- **INSTRUCTION**
Quote the data below in full, minus the images.

-- -- --

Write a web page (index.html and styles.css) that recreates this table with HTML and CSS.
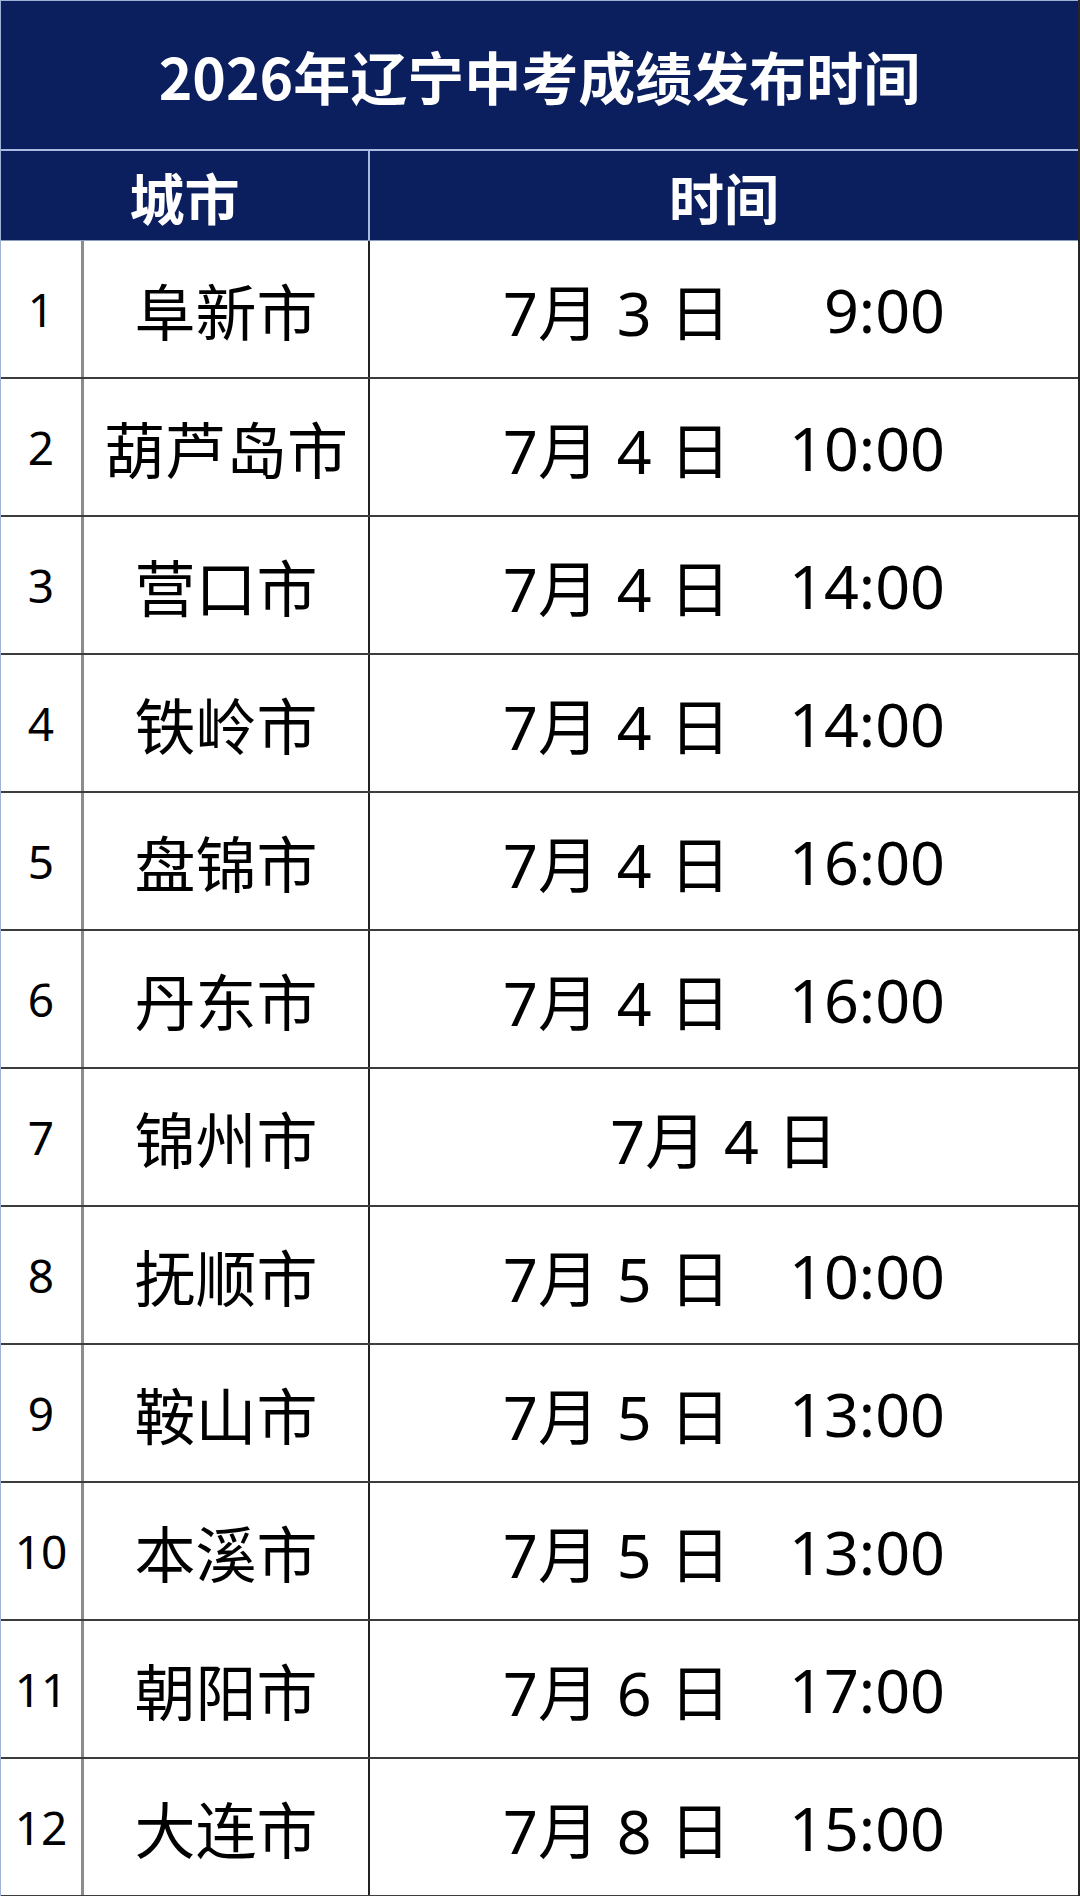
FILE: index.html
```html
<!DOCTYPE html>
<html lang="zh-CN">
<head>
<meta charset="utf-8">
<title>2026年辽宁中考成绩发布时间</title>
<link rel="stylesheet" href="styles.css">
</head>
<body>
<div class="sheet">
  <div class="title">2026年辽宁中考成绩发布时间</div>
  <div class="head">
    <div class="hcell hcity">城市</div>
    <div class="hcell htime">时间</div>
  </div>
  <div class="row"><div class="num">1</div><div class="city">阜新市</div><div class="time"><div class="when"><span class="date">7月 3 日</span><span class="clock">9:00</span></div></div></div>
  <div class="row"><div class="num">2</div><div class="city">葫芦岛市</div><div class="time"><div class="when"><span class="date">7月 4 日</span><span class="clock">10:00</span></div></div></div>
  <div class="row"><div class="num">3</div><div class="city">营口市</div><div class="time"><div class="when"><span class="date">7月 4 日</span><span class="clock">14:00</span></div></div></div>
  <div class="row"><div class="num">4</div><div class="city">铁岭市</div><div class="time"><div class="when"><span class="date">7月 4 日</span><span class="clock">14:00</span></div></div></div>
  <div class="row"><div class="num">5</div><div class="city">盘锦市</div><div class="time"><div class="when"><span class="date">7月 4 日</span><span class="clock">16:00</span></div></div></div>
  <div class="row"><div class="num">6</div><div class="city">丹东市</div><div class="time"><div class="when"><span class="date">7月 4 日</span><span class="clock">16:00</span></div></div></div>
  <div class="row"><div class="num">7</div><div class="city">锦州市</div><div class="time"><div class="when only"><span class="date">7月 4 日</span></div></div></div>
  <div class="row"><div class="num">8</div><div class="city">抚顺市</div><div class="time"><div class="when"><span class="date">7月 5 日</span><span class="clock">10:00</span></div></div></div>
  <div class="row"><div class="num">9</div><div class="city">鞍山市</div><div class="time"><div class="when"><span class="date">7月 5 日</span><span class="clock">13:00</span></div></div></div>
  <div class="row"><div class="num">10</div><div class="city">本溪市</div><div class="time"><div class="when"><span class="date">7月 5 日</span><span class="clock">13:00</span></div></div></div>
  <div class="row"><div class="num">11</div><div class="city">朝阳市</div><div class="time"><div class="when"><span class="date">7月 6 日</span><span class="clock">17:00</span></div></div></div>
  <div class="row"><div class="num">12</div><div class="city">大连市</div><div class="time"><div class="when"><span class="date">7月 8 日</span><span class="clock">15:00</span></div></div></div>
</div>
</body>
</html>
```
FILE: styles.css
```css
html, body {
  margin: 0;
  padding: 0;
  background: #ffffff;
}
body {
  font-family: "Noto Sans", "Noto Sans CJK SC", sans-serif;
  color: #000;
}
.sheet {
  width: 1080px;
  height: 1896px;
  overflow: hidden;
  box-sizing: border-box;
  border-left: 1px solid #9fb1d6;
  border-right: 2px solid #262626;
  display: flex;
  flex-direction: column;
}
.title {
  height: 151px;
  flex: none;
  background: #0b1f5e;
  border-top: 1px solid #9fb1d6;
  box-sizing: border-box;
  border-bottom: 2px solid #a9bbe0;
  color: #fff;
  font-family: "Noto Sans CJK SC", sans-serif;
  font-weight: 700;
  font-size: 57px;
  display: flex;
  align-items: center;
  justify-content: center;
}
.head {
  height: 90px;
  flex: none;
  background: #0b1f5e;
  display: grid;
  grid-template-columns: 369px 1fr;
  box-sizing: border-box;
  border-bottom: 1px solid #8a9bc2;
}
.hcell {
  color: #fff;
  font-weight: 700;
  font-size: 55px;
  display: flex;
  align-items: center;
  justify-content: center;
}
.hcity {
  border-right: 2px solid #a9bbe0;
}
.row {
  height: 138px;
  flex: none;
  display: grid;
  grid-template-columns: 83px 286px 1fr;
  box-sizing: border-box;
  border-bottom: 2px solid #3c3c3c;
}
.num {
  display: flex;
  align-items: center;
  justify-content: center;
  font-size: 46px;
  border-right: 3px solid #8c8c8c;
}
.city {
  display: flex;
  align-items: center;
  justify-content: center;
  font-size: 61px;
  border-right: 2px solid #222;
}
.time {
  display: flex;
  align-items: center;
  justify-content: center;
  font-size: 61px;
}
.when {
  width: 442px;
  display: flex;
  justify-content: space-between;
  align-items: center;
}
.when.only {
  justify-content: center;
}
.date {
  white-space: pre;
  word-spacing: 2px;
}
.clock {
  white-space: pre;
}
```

-- -- --

- **THE RESPONSE**
Write a web page (index.html and styles.css) that recreates this table with HTML and CSS.
FILE: index.html
```html
<!DOCTYPE html>
<html lang="zh-CN">
<head>
<meta charset="utf-8">
<title>2026年辽宁中考成绩发布时间</title>
<link rel="stylesheet" href="styles.css">
</head>
<body>
<div class="sheet">
  <div class="title">2026年辽宁中考成绩发布时间</div>
  <div class="head">
    <div class="hcell hcity">城市</div>
    <div class="hcell htime">时间</div>
  </div>
  <div class="row"><div class="num">1</div><div class="city">阜新市</div><div class="time"><div class="when"><span class="date">7月 3 日</span><span class="clock">9:00</span></div></div></div>
  <div class="row"><div class="num">2</div><div class="city">葫芦岛市</div><div class="time"><div class="when"><span class="date">7月 4 日</span><span class="clock">10:00</span></div></div></div>
  <div class="row"><div class="num">3</div><div class="city">营口市</div><div class="time"><div class="when"><span class="date">7月 4 日</span><span class="clock">14:00</span></div></div></div>
  <div class="row"><div class="num">4</div><div class="city">铁岭市</div><div class="time"><div class="when"><span class="date">7月 4 日</span><span class="clock">14:00</span></div></div></div>
  <div class="row"><div class="num">5</div><div class="city">盘锦市</div><div class="time"><div class="when"><span class="date">7月 4 日</span><span class="clock">16:00</span></div></div></div>
  <div class="row"><div class="num">6</div><div class="city">丹东市</div><div class="time"><div class="when"><span class="date">7月 4 日</span><span class="clock">16:00</span></div></div></div>
  <div class="row"><div class="num">7</div><div class="city">锦州市</div><div class="time"><div class="when only"><span class="date">7月 4 日</span></div></div></div>
  <div class="row"><div class="num">8</div><div class="city">抚顺市</div><div class="time"><div class="when"><span class="date">7月 5 日</span><span class="clock">10:00</span></div></div></div>
  <div class="row"><div class="num">9</div><div class="city">鞍山市</div><div class="time"><div class="when"><span class="date">7月 5 日</span><span class="clock">13:00</span></div></div></div>
  <div class="row"><div class="num">10</div><div class="city">本溪市</div><div class="time"><div class="when"><span class="date">7月 5 日</span><span class="clock">13:00</span></div></div></div>
  <div class="row"><div class="num">11</div><div class="city">朝阳市</div><div class="time"><div class="when"><span class="date">7月 6 日</span><span class="clock">17:00</span></div></div></div>
  <div class="row"><div class="num">12</div><div class="city">大连市</div><div class="time"><div class="when"><span class="date">7月 8 日</span><span class="clock">15:00</span></div></div></div>
</div>
</body>
</html>
```
FILE: styles.css
```css
html, body {
  margin: 0;
  padding: 0;
  background: #ffffff;
}
body {
  font-family: "Noto Sans", "Noto Sans CJK SC", sans-serif;
  color: #000;
}
.sheet {
  width: 1080px;
  height: 1896px;
  overflow: hidden;
  box-sizing: border-box;
  border-left: 1px solid #9fb1d6;
  border-right: 2px solid #262626;
  display: flex;
  flex-direction: column;
}
.title {
  height: 151px;
  flex: none;
  background: #0b1f5e;
  border-top: 1px solid #9fb1d6;
  box-sizing: border-box;
  border-bottom: 2px solid #a9bbe0;
  color: #fff;
  font-family: "Noto Sans CJK SC", sans-serif;
  font-weight: 700;
  font-size: 57px;
  display: flex;
  align-items: center;
  justify-content: center;
}
.head {
  height: 90px;
  flex: none;
  background: #0b1f5e;
  display: grid;
  grid-template-columns: 369px 1fr;
  box-sizing: border-box;
  border-bottom: 1px solid #8a9bc2;
}
.hcell {
  color: #fff;
  font-weight: 700;
  font-size: 55px;
  display: flex;
  align-items: center;
  justify-content: center;
}
.hcity {
  border-right: 2px solid #a9bbe0;
}
.row {
  height: 138px;
  flex: none;
  display: grid;
  grid-template-columns: 83px 286px 1fr;
  box-sizing: border-box;
  border-bottom: 2px solid #3c3c3c;
}
.num {
  display: flex;
  align-items: center;
  justify-content: center;
  font-size: 46px;
  border-right: 3px solid #8c8c8c;
}
.city {
  display: flex;
  align-items: center;
  justify-content: center;
  font-size: 61px;
  border-right: 2px solid #222;
}
.time {
  display: flex;
  align-items: center;
  justify-content: center;
  font-size: 61px;
}
.when {
  width: 442px;
  display: flex;
  justify-content: space-between;
  align-items: center;
}
.when.only {
  justify-content: center;
}
.date {
  white-space: pre;
  word-spacing: 2px;
}
.clock {
  white-space: pre;
}
```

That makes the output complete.